- [The exercise]
For the copy, please give all of the data again exactly and leave the pictures out.

- [Given data]

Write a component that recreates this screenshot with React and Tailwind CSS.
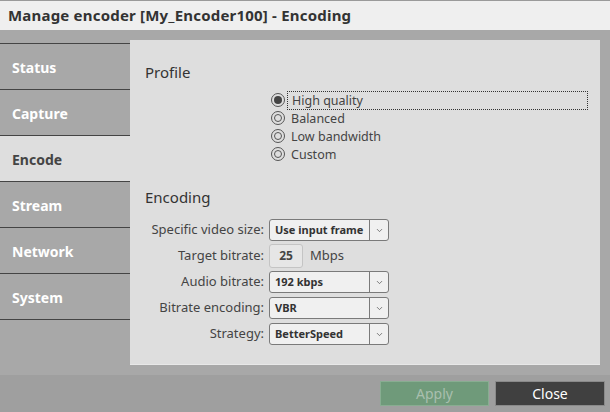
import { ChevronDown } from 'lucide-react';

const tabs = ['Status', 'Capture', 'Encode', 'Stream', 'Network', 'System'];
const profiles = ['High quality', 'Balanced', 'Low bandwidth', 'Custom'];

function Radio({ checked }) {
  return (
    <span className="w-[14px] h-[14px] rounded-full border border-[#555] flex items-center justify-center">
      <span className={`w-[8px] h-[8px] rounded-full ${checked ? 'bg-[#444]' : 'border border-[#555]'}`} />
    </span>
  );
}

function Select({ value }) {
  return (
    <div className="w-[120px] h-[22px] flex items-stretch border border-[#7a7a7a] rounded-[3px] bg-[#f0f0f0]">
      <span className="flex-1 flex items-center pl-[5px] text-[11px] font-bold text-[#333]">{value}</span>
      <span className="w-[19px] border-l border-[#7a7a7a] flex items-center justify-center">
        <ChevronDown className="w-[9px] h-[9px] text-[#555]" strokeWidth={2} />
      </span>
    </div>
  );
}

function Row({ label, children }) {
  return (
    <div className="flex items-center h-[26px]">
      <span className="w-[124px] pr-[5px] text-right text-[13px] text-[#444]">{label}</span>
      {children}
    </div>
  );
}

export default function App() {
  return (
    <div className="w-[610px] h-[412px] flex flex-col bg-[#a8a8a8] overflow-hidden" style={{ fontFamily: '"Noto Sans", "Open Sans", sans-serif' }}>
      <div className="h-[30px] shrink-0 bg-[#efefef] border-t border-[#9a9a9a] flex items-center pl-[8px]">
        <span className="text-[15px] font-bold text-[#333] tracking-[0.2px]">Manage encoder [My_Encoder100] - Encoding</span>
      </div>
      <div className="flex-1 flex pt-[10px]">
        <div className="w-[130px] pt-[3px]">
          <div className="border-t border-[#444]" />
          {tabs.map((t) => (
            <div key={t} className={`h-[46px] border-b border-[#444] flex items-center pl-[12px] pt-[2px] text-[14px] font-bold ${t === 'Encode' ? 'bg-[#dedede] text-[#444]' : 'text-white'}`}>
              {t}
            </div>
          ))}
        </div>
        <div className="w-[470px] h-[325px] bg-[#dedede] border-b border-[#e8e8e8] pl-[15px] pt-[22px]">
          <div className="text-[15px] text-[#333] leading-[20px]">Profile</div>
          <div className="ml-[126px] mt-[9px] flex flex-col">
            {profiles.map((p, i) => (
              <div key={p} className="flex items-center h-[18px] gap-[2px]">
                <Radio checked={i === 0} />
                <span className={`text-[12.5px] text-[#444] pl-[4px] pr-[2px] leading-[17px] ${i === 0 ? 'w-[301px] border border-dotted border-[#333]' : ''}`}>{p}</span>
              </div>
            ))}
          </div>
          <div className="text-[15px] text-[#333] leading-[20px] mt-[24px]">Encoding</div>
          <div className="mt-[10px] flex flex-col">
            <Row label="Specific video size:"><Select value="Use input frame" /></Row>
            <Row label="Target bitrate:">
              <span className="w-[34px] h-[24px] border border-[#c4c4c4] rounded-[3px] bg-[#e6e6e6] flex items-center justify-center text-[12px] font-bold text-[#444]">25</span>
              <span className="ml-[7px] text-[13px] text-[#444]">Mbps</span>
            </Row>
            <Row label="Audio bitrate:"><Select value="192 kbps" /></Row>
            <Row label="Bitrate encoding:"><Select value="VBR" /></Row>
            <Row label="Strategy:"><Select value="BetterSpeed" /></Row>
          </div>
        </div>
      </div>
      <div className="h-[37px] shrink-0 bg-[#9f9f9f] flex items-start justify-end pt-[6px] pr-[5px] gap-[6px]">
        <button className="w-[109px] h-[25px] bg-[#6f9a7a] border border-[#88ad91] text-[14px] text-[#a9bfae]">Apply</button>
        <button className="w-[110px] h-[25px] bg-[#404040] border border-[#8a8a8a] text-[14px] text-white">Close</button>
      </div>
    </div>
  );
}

- [Final answer]
Write a component that recreates this screenshot with React and Tailwind CSS.
import { ChevronDown } from 'lucide-react';

const tabs = ['Status', 'Capture', 'Encode', 'Stream', 'Network', 'System'];
const profiles = ['High quality', 'Balanced', 'Low bandwidth', 'Custom'];

function Radio({ checked }) {
  return (
    <span className="w-[14px] h-[14px] rounded-full border border-[#555] flex items-center justify-center">
      <span className={`w-[8px] h-[8px] rounded-full ${checked ? 'bg-[#444]' : 'border border-[#555]'}`} />
    </span>
  );
}

function Select({ value }) {
  return (
    <div className="w-[120px] h-[22px] flex items-stretch border border-[#7a7a7a] rounded-[3px] bg-[#f0f0f0]">
      <span className="flex-1 flex items-center pl-[5px] text-[11px] font-bold text-[#333]">{value}</span>
      <span className="w-[19px] border-l border-[#7a7a7a] flex items-center justify-center">
        <ChevronDown className="w-[9px] h-[9px] text-[#555]" strokeWidth={2} />
      </span>
    </div>
  );
}

function Row({ label, children }) {
  return (
    <div className="flex items-center h-[26px]">
      <span className="w-[124px] pr-[5px] text-right text-[13px] text-[#444]">{label}</span>
      {children}
    </div>
  );
}

export default function App() {
  return (
    <div className="w-[610px] h-[412px] flex flex-col bg-[#a8a8a8] overflow-hidden" style={{ fontFamily: '"Noto Sans", "Open Sans", sans-serif' }}>
      <div className="h-[30px] shrink-0 bg-[#efefef] border-t border-[#9a9a9a] flex items-center pl-[8px]">
        <span className="text-[15px] font-bold text-[#333] tracking-[0.2px]">Manage encoder [My_Encoder100] - Encoding</span>
      </div>
      <div className="flex-1 flex pt-[10px]">
        <div className="w-[130px] pt-[3px]">
          <div className="border-t border-[#444]" />
          {tabs.map((t) => (
            <div key={t} className={`h-[46px] border-b border-[#444] flex items-center pl-[12px] pt-[2px] text-[14px] font-bold ${t === 'Encode' ? 'bg-[#dedede] text-[#444]' : 'text-white'}`}>
              {t}
            </div>
          ))}
        </div>
        <div className="w-[470px] h-[325px] bg-[#dedede] border-b border-[#e8e8e8] pl-[15px] pt-[22px]">
          <div className="text-[15px] text-[#333] leading-[20px]">Profile</div>
          <div className="ml-[126px] mt-[9px] flex flex-col">
            {profiles.map((p, i) => (
              <div key={p} className="flex items-center h-[18px] gap-[2px]">
                <Radio checked={i === 0} />
                <span className={`text-[12.5px] text-[#444] pl-[4px] pr-[2px] leading-[17px] ${i === 0 ? 'w-[301px] border border-dotted border-[#333]' : ''}`}>{p}</span>
              </div>
            ))}
          </div>
          <div className="text-[15px] text-[#333] leading-[20px] mt-[24px]">Encoding</div>
          <div className="mt-[10px] flex flex-col">
            <Row label="Specific video size:"><Select value="Use input frame" /></Row>
            <Row label="Target bitrate:">
              <span className="w-[34px] h-[24px] border border-[#c4c4c4] rounded-[3px] bg-[#e6e6e6] flex items-center justify-center text-[12px] font-bold text-[#444]">25</span>
              <span className="ml-[7px] text-[13px] text-[#444]">Mbps</span>
            </Row>
            <Row label="Audio bitrate:"><Select value="192 kbps" /></Row>
            <Row label="Bitrate encoding:"><Select value="VBR" /></Row>
            <Row label="Strategy:"><Select value="BetterSpeed" /></Row>
          </div>
        </div>
      </div>
      <div className="h-[37px] shrink-0 bg-[#9f9f9f] flex items-start justify-end pt-[6px] pr-[5px] gap-[6px]">
        <button className="w-[109px] h-[25px] bg-[#6f9a7a] border border-[#88ad91] text-[14px] text-[#a9bfae]">Apply</button>
        <button className="w-[110px] h-[25px] bg-[#404040] border border-[#8a8a8a] text-[14px] text-white">Close</button>
      </div>
    </div>
  );
}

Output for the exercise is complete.